We’ve lived so long under the spell of hierarchy—from god-kings to feudal lords to party bosses—that only recently have we awakened to see not only that “regular” citizens have the capacity for self-governance, but that without their engagement our huge global crises cannot be addressed. The changes needed for human society simply to survive, let alone thrive, are so profound that the only way we will move toward them is if we ourselves, regular citizens, feel meaningful ownership of solutions through direct engagement. Our problems are too big, interrelated, and pervasive to yield to directives from on high.
—Frances Moore Lappé, excerpt from Time for Progressives to Grow Up

Wednesday, June 28, 2017

Eurasia: Some Personal Impressions of Emerging China

Click here to access article by F. William Engdahl from New Eastern Outlook.

Following a recent visit to China in which he talked to many top-level intellectuals, Engdahl reports on his impressions. In contrast to capitalists under the US-led Empire who prefer trading debt instruments and proxy wars to accumulate wealth and power, China is pursuing a program of building infra-structure to facilitate the trade of goods across the Eurasian continent linking all the economies from Asia to Europe.
Today’s China is far more complex than simply being the world’s great economic colossus, the so-called “workshop to the world.” Yet despite serious problems with the development path the country’s Communist Party leadership took beginning in 1979, when Deng Xiaoping opened China to foreign investment and a global market with a pragmatic market economy whose slogan was “Socialism with Chinese Characteristics,” China today is the key to any future positive world economic growth in a peaceful context. Unlike Trump’s demagogic slogan, “Making America Great Again,” China’s OBOR infrastructure undertaking is no demagoguery. It’s very richly real.
Personally, I would like to see the Chinese Communist Party which guides China's policies start to restrict what their industries produce in favor of necessities like food, shelter, education, and information structures rather than producing for capitalist markets.

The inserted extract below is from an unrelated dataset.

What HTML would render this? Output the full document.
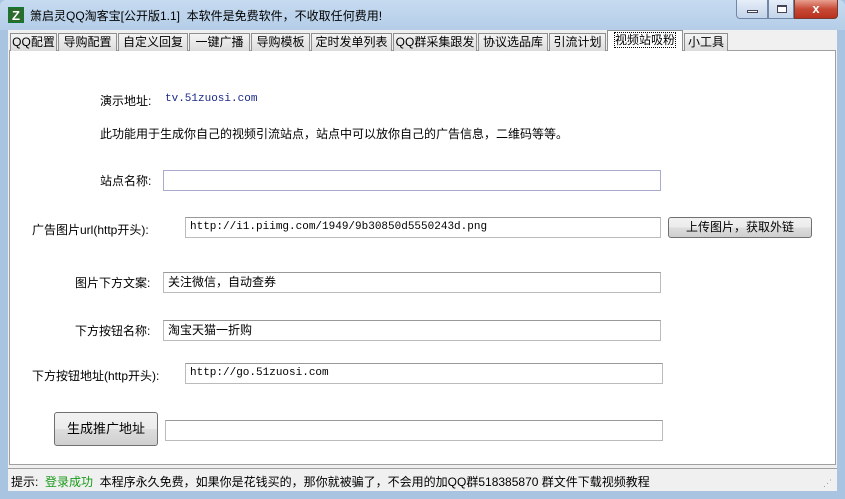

The Chinese Communist Party have used China's abundance of cheap labor to serve capitalist economies in order to develop their economy and technology. They have been wildly successful. But now its time to change to producing only necessary goods and services that are required to raise the quality of lives across the world. To do this, they must create genuine democratic structures that empower people to play an increasing role in deciding what is really necessary.